Domain-Driven Design (DDD) is a software development philosophy that centers the codebase around a rich, explicit model of the business domain, ensuring that software structure and language mirror real-world concepts and rules.
Domain-Driven Design, introduced by Eric Evans in his 2003 book of the same name, is an approach to building complex software by placing the business domain at the heart of every design decision. The core idea is that the structure and language of the code should closely match the business problem it solves. Developers and domain experts collaborate continuously so that the software model accurately reflects real-world rules and workflows.
A cornerstone of DDD is the Ubiquitous Language — a shared vocabulary co-created by developers and domain experts that is used consistently in conversation, documentation, and code. This eliminates the costly translation layer between 'what the business says' and 'what the code does.' For example, if the business calls it an 'Order Confirmation,' the class, method, and event in code should use exactly that term, not 'PurchaseAck' or 'BuyRecord.'
Large domains are divided into Bounded Contexts — explicit boundaries within which a particular model and its Ubiquitous Language are valid and consistent. Different Bounded Contexts can have overlapping concepts (e.g., 'Customer' in a Sales context vs. a Support context) that are intentionally modeled differently to suit each context's needs. Context Maps define how Bounded Contexts relate to and communicate with each other, preventing model corruption across boundaries.
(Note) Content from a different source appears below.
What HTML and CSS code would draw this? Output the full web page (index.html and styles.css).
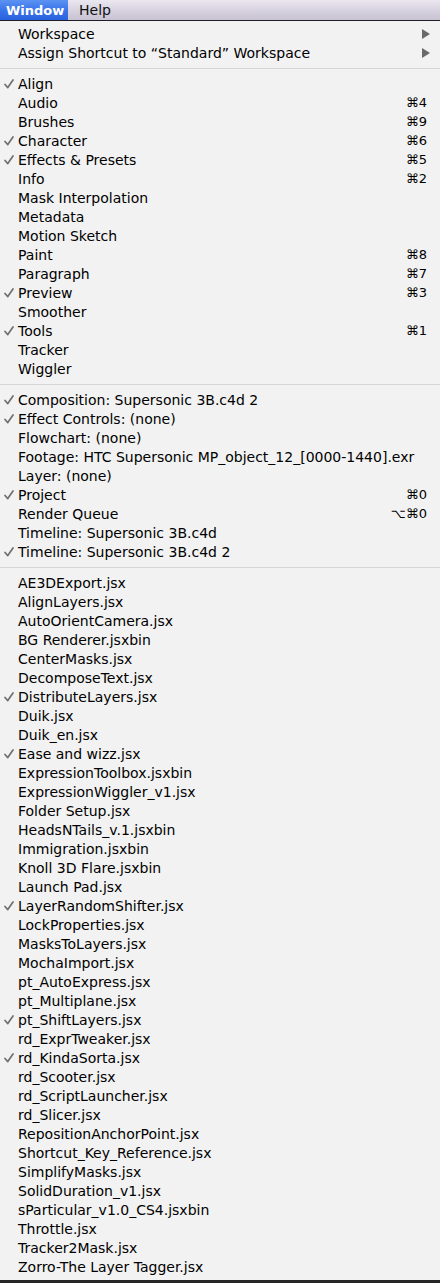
FILE: index.html
```html
<!DOCTYPE html>
<html>
<head>
<meta charset="utf-8">
<link rel="stylesheet" href="styles.css">
</head>
<body>
<div class="screen">
  <div class="menubar">
    <span class="mb-item active">Window</span>
    <span class="mb-item">Help</span>
  </div>
  <div class="menu">
    <ul class="group">
      <li class="item"><span class="label">Workspace</span><span class="arrow"></span></li>
      <li class="item"><span class="label">Assign Shortcut to “Standard” Workspace</span><span class="arrow"></span></li>
    </ul>
    <div class="sep"></div>
    <ul class="group">
      <li class="item checked"><span class="label">Align</span></li>
      <li class="item"><span class="label">Audio</span><span class="key">⌘4</span></li>
      <li class="item"><span class="label">Brushes</span><span class="key">⌘9</span></li>
      <li class="item checked"><span class="label">Character</span><span class="key">⌘6</span></li>
      <li class="item checked"><span class="label">Effects &amp; Presets</span><span class="key">⌘5</span></li>
      <li class="item"><span class="label">Info</span><span class="key">⌘2</span></li>
      <li class="item"><span class="label">Mask Interpolation</span></li>
      <li class="item"><span class="label">Metadata</span></li>
      <li class="item"><span class="label">Motion Sketch</span></li>
      <li class="item"><span class="label">Paint</span><span class="key">⌘8</span></li>
      <li class="item"><span class="label">Paragraph</span><span class="key">⌘7</span></li>
      <li class="item checked"><span class="label">Preview</span><span class="key">⌘3</span></li>
      <li class="item"><span class="label">Smoother</span></li>
      <li class="item checked"><span class="label">Tools</span><span class="key">⌘1</span></li>
      <li class="item"><span class="label">Tracker</span></li>
      <li class="item"><span class="label">Wiggler</span></li>
    </ul>
    <div class="sep"></div>
    <ul class="group">
      <li class="item checked"><span class="label">Composition: Supersonic 3B.c4d 2</span></li>
      <li class="item checked"><span class="label">Effect Controls: (none)</span></li>
      <li class="item"><span class="label">Flowchart: (none)</span></li>
      <li class="item"><span class="label">Footage: HTC Supersonic MP_object_12_[0000-1440].exr</span></li>
      <li class="item"><span class="label">Layer: (none)</span></li>
      <li class="item checked"><span class="label">Project</span><span class="key">⌘0</span></li>
      <li class="item"><span class="label">Render Queue</span><span class="key">⌥⌘0</span></li>
      <li class="item"><span class="label">Timeline: Supersonic 3B.c4d</span></li>
      <li class="item checked"><span class="label">Timeline: Supersonic 3B.c4d 2</span></li>
    </ul>
    <div class="sep"></div>
    <ul class="group">
      <li class="item"><span class="label">AE3DExport.jsx</span></li>
      <li class="item"><span class="label">AlignLayers.jsx</span></li>
      <li class="item"><span class="label">AutoOrientCamera.jsx</span></li>
      <li class="item"><span class="label">BG Renderer.jsxbin</span></li>
      <li class="item"><span class="label">CenterMasks.jsx</span></li>
      <li class="item"><span class="label">DecomposeText.jsx</span></li>
      <li class="item checked"><span class="label">DistributeLayers.jsx</span></li>
      <li class="item"><span class="label">Duik.jsx</span></li>
      <li class="item"><span class="label">Duik_en.jsx</span></li>
      <li class="item checked"><span class="label">Ease and wizz.jsx</span></li>
      <li class="item"><span class="label">ExpressionToolbox.jsxbin</span></li>
      <li class="item"><span class="label">ExpressionWiggler_v1.jsx</span></li>
      <li class="item"><span class="label">Folder Setup.jsx</span></li>
      <li class="item"><span class="label">HeadsNTails_v.1.jsxbin</span></li>
      <li class="item"><span class="label">Immigration.jsxbin</span></li>
      <li class="item"><span class="label">Knoll 3D Flare.jsxbin</span></li>
      <li class="item"><span class="label">Launch Pad.jsx</span></li>
      <li class="item checked"><span class="label">LayerRandomShifter.jsx</span></li>
      <li class="item"><span class="label">LockProperties.jsx</span></li>
      <li class="item"><span class="label">MasksToLayers.jsx</span></li>
      <li class="item"><span class="label">MochaImport.jsx</span></li>
      <li class="item"><span class="label">pt_AutoExpress.jsx</span></li>
      <li class="item"><span class="label">pt_Multiplane.jsx</span></li>
      <li class="item checked"><span class="label">pt_ShiftLayers.jsx</span></li>
      <li class="item"><span class="label">rd_ExprTweaker.jsx</span></li>
      <li class="item checked"><span class="label">rd_KindaSorta.jsx</span></li>
      <li class="item"><span class="label">rd_Scooter.jsx</span></li>
      <li class="item"><span class="label">rd_ScriptLauncher.jsx</span></li>
      <li class="item"><span class="label">rd_Slicer.jsx</span></li>
      <li class="item"><span class="label">RepositionAnchorPoint.jsx</span></li>
      <li class="item"><span class="label">Shortcut_Key_Reference.jsx</span></li>
      <li class="item"><span class="label">SimplifyMasks.jsx</span></li>
      <li class="item"><span class="label">SolidDuration_v1.jsx</span></li>
      <li class="item"><span class="label">sParticular_v1.0_CS4.jsxbin</span></li>
      <li class="item"><span class="label">Throttle.jsx</span></li>
      <li class="item"><span class="label">Tracker2Mask.jsx</span></li>
      <li class="item"><span class="label">Zorro-The Layer Tagger.jsx</span></li>
    </ul>
  </div>
  <div class="below"></div>
</div>
</body>
</html>
```
FILE: styles.css
```css
html, body {
  margin: 0;
  padding: 0;
  background: #262626;
}
.screen {
  width: 440px;
  height: 1283px;
  overflow: hidden;
  font-family: "DejaVu Sans", "Lucida Grande", sans-serif;
  font-size: 14px;
  color: #000;
  display: flex;
  flex-direction: column;
}
.menubar {
  height: 20px;
  flex: none;
  display: flex;
  align-items: stretch;
  background: linear-gradient(to bottom, #ebe8f0 0%, #d8d3e0 50%, #c8c2d2 100%);
  border-bottom: 1px solid #1e1e28;
}
.mb-item {
  display: flex;
  align-items: center;
  padding: 0 10px 0 6px;
  font-weight: bold;
  font-size: 13px;
  color: #111;
}
.mb-item.active {
  width: 52px;
  padding: 0 10px 0 6px;
  color: #fff;
  background: linear-gradient(to bottom, #5c93f2 0%, #3a74ea 50%, #2a62de 100%);
}
.mb-item + .mb-item {
  padding-left: 11px;
  font-weight: normal;
  font-size: 14px;
}
.menu {
  background: #f2f2f2;
  padding: 3px 0 4px;
  flex: none;
}
.group {
  list-style: none;
  margin: 0;
  padding: 0;
}
.item {
  position: relative;
  height: 19px;
  display: flex;
  align-items: center;
  padding: 0 13px 0 18px;
}
.label {
  flex: 1;
  white-space: nowrap;
}
.key {
  white-space: nowrap;
  font-size: 13px;
}
.item.checked::before {
  content: "";
  position: absolute;
  left: 4px;
  top: 5px;
  width: 10px;
  height: 10px;
  background: no-repeat center/10px 10px url("data:image/svg+xml;utf8,<svg xmlns='http://www.w3.org/2000/svg' viewBox='0 0 10 10'><path d='M1 5.5 L3.8 8.6 L9 1' fill='none' stroke='%23707070' stroke-width='1.7' stroke-linecap='round' stroke-linejoin='round'/></svg>");
}
.arrow {
  width: 0;
  height: 0;
  border-top: 5px solid transparent;
  border-bottom: 5px solid transparent;
  border-left: 8px solid #6a6a6a;
  margin-right: -3px;
}
.sep {
  height: 12px;
  display: flex;
  align-items: center;
}
.sep::before {
  content: "";
  display: block;
  width: 100%;
  height: 1px;
  background: #d6d6d6;
}
.below {
  flex: 1;
  background: #262626;
}
```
DDD provides a set of tactical patterns for implementing the domain model: Entities (objects with a unique identity, like an Order), Value Objects (immutable descriptors with no identity, like a Money amount), Aggregates (clusters of entities and value objects treated as a single unit with a root), Domain Events (records of meaningful business occurrences), and Repositories (interfaces for persisting and retrieving aggregates). These building blocks encode business rules directly in the domain layer rather than scattering them across services or databases.
Developers hold regular sessions — often called Event Storming workshops — with domain experts to discover domain events, commands, and aggregates before writing a single line of code. The resulting model drives the folder structure, class hierarchy, and API design of the application. Persistence, UI, and infrastructure concerns are deliberately pushed to the outer layers of the architecture (often combined with Hexagonal or Clean Architecture), keeping the domain model pure and testable.
DDD is not appropriate for every project — applying it to simple CRUD applications adds unnecessary complexity and overhead. The most common pitfall is an Anemic Domain Model, where domain classes are mere data containers with all logic in service classes, which violates DDD's intent. Start by identifying your core domain (the area of highest business value and complexity) and apply the full rigor of DDD there, while using simpler patterns for less critical sub-domains.